Qualcomm, a leading supplier of the chips powering 5G equipment, is projecting shipments of 450 million to 550 million 5G smartphones in 2021, at least double the expected total this year.
Handset sales were the big driver of the company's earnings in the latest quarter, Chief Executive Steve Mollenkopf said, adding that Qualcomm also is seeing benefits from other kinds of devices using its 5G chips. They included internet-of-things devices and networking gear, he told analysts Wednesday.
"I would argue Covid has convinced people that these technologies are now even more important than they thought they were," he said.

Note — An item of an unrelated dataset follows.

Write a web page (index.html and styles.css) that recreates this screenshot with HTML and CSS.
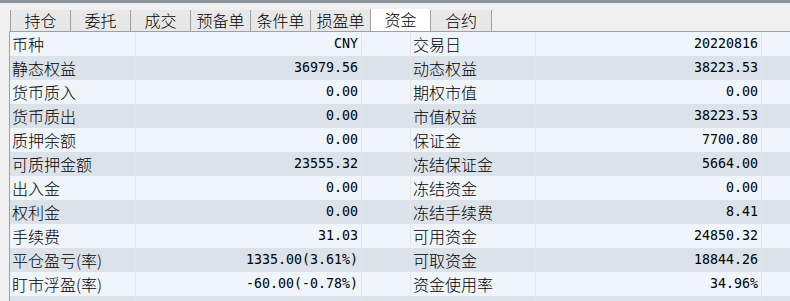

Telecommunications providers and analysts are betting that Apple's launch last month of several 5G-capable phones will give a boost to demand for such services. "Until now, most people have taken a wait-and-see approach to 5G. They've been waiting for 5G to get real," Verizon Communications Inc. CEO Hans Vestberg said at Apple's virtual launch event, adding the iPhone 12 "the wait is over."
Qualcomm is expected to be a major beneficiary of Apple's 5G phones. Mr. Mollenkopf said the company's sales for the quarter ended in September reflected some of that business but would be more substantial in later quarters.

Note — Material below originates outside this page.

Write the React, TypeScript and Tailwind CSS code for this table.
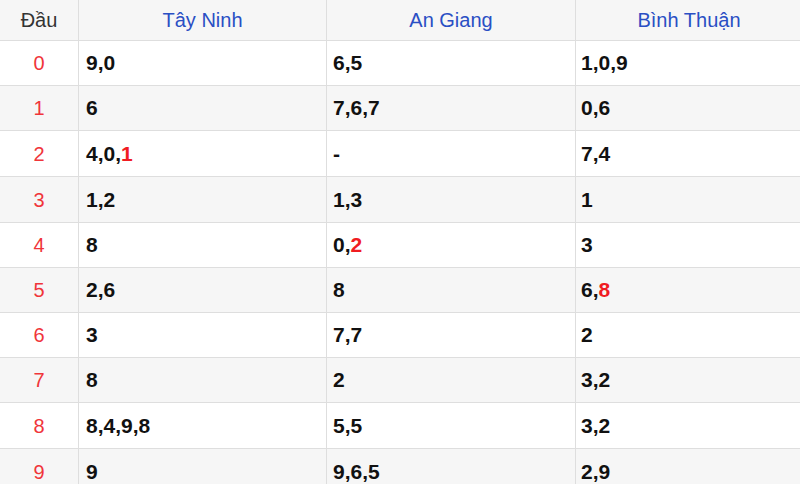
type Cell = { text: string; hot?: string };

const rows: { head: string; h: string; cells: Cell[] }[] = [
  { head: "0", h: "h-[45px]", cells: [{ text: "9,0" }, { text: "6,5" }, { text: "1,0,9" }] },
  { head: "1", h: "h-[45px]", cells: [{ text: "6" }, { text: "7,6,7" }, { text: "0,6" }] },
  { head: "2", h: "h-[46px]", cells: [{ text: "4,0,", hot: "1" }, { text: "-" }, { text: "7,4" }] },
  { head: "3", h: "h-[46px]", cells: [{ text: "1,2" }, { text: "1,3" }, { text: "1" }] },
  { head: "4", h: "h-[45px]", cells: [{ text: "8" }, { text: "0,", hot: "2" }, { text: "3" }] },
  { head: "5", h: "h-[45px]", cells: [{ text: "2,6" }, { text: "8" }, { text: "6,", hot: "8" }] },
  { head: "6", h: "h-[45px]", cells: [{ text: "3" }, { text: "7,7" }, { text: "2" }] },
  { head: "7", h: "h-[45px]", cells: [{ text: "8" }, { text: "2" }, { text: "3,2" }] },
  { head: "8", h: "h-[46px]", cells: [{ text: "8,4,9,8" }, { text: "5,5" }, { text: "3,2" }] },
  { head: "9", h: "h-[46px]", cells: [{ text: "9" }, { text: "9,6,5" }, { text: "2,9" }] },
];

const cols = "grid grid-cols-[79px_248px_249px_1fr]";

export default function App() {
  return (
    <div className="w-[800px] h-[484px] overflow-hidden bg-white font-['Liberation_Sans',Arial,sans-serif]">
      <div className={`${cols} h-[41px] bg-[#f6f6f6] border-b border-[#dedede] text-[20px]`}>
        <div className="flex items-center justify-center border-r border-[#dedede] text-[#333]">Đầu</div>
        <div className="flex items-center justify-center border-r border-[#dedede] text-[#2a4fc4]">Tây Ninh</div>
        <div className="flex items-center justify-center border-r border-[#dedede] text-[#2a4fc4]">An Giang</div>
        <div className="flex items-center justify-center pl-[2px] text-[#2a4fc4]">Bình Thuận</div>
      </div>
      {rows.map((r, i) => (
        <div
          key={r.head}
          className={`${cols} ${r.h} border-b border-[#dedede] ${i % 2 === 1 ? "bg-[#f6f6f6]" : "bg-white"}`}
        >
          <div className="flex items-center justify-center border-r border-[#dedede] text-[20px] text-[#f0353a]">
            {r.head}
          </div>
          {r.cells.map((c, j) => (
            <div
              key={j}
              className={`flex items-center ${j === 0 ? "pl-[7px]" : j === 1 ? "pl-[6px]" : "pl-[5px]"} text-[21px] font-bold text-[#111] ${j < 2 ? "border-r border-[#dedede]" : ""}`}
            >
              {c.text}
              {c.hot && <span className="text-[#f01c22]">{c.hot}</span>}
            </div>
          ))}
        </div>
      ))}
    </div>
  );
}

The company generated $8.3 billion in revenue in the last quarter, a 73% jump from a year earlier. The figure included a one-time payment of $1.8 billion from a prior licensing settlement with Chinese phone giant Huawei Technologies Co.
Even stripping out the Huawei agreement, sales rose 35% from the prior year. The sale of the newest 5G smartphones have been a bright spot for handset makers in a market that otherwise has been lackluster since the pandemic hit.
Qualcomm posted $2.58 in earnings per share for the most recent quarter, more than quadrupling the year-ago figure because of the Huawei payment. Earnings were also up when excluding that payment.
The results came in above Wall Street expectations. Analysts expected $5.9 billion in sales excluding the Huawei payment and per-share earnings of $2.23, according to a FactSet survey.
The San Diego-based company's shares rose more than 10% in after-hours trading Wednesday.
The strong earnings come as Qualcomm emerges from several years of legal challenges over how it licenses patents on key telecommunications technologies, which some competitors and regulators have called unfair. Apple and the Federal Trade Commission both sued Qualcomm in 2017, alleging it leveraged its position as a crucial chip supplier to get more favorable terms on its licenses.
Apple and Qualcomm reached a settlement of their dispute last April, while the company has all but won its FTC case. A federal appeals court last month declined to revisit a ruling in Qualcomm's favor, leaving an appeal to the Supreme Court as the FTC's only recourse.
Anticipated demand for 5G products is contributing to a wave of acquisitions reshaping America's chip industry. Marvell Technology Group Ltd. last month said it would buy Inphi Corp., in part for its 5G activities. It is the latest in a series of blockbuster deals this year that also has seen Nvidia Corp. and Advanced Micro Devices Inc. propose big acquisitions. Intel Corp. Chief Executive Bob Swan said last month the company may use some of the funds from the sale of its flash-memory manufacturing business to South Korea's SK Hynix Inc. to invest in 5G.
Qualcomm forecast per-share earnings of $1.67 to $1.87 on sales of $7.8 billion to $8.6 billion for the current quarter -- also beating Wall Street's projections.